Nuno Rogeiro

Falar claro sobre Guantánamo

Independentemente do que pensarmos sobre a prisão de Guantánamo, a sua legalidade e legitimidade, importa falar claro sobre o assunto. Se fosse preciso falar da posição pessoal do autor destas linhas, seria fácil. Sempre pensei, disse e escrevi que o centro de detenção de Gitmo (como é conhecido nos meios familiares) não pode ser considerado uma prisão, porque ali não há ninguém a cumprir penas. Não houve tribunais regulares a julgar, não houve sentenças, não houve recursos. Por outro lado, também sempre referi que "Gitmo" não fazia sentido: os EUA tinham a obrigação estrita de julgar pela sua magistratura civil todos os detidos, suspeitos de terrorismo ou actos assimilados.

Os alegados bombistas das embaixadas americanas em Nairobi e Dar es Salam (em 1998) foram julgados num tribunal de Nova Iorque. Por maioria de razão o deviam ter sido os membros de organizações que prepararam, perpetraram ou apoiaram o 11 de Setembro, ou encobriram e deram guarida aos culpados.

Ajudou Portugal a construir o cárcere de Gitmo? Penso que não.

Autorizou Portugal que aviões oficiais americanos transportassem detidos para Guantánamo, depois de se estabelecer um consenso sobre a irregularidade - face às leis internacionais - desses voos?

Não o vi também provado, e as autoridades portuguesas sempre o negaram.

Houve agências oficiais americanas, ou agentes de Washington, a efectuar deslocações aéreas ou navais clandestinas, usando território terrestre, aéreo ou naval português, no transporte dos mesmos capturados?

Talvez. Se isso fosse revelado, Portugal deveria extrair consequências do assunto, e efectuar os procedimentos judiciais adequados, ou emitir as notas de protesto necessárias.
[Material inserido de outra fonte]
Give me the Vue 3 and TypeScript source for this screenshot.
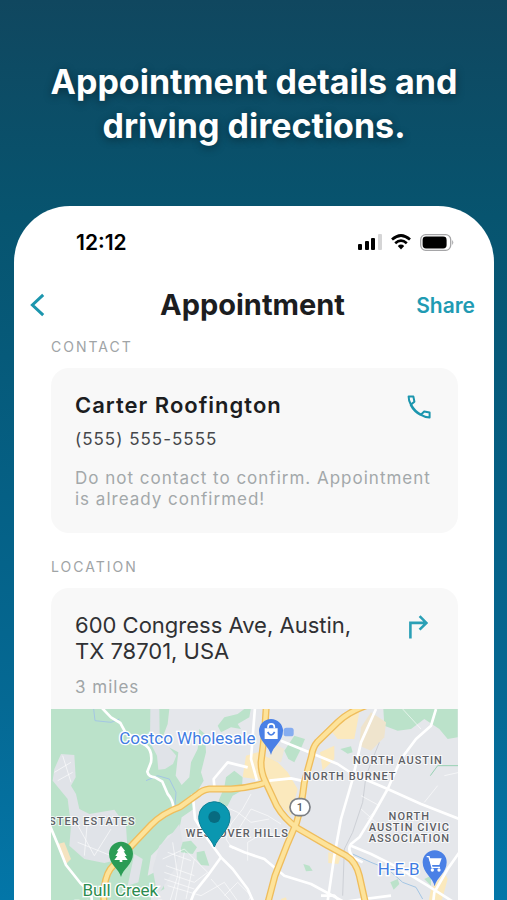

Outra questão é a dos voos de Guantánamo para fora, no processo de repatriamento acordado desde 2006/2007, e pelo qual muitos países aceitaram receber detidos. Portugal, e o MNE, tomaram a iniciativa de sugerir este processo, a Washington e ao Mundo, no sentido de fechar Gitmo. Essa ideia surgiu em reuniões especiais entre Luís Amado, Condoleeza Rice e o principal jurista do Departamento de Estado, John Bellinger.

Se Portugal, genericamente consultado pela embaixada americana em Lisboa, tiver explicado que só aceitava voos de repatriamento que respeitassem a lei nacional, cumpriu o seu papel.

Outra questão é saber se esses voos se deram.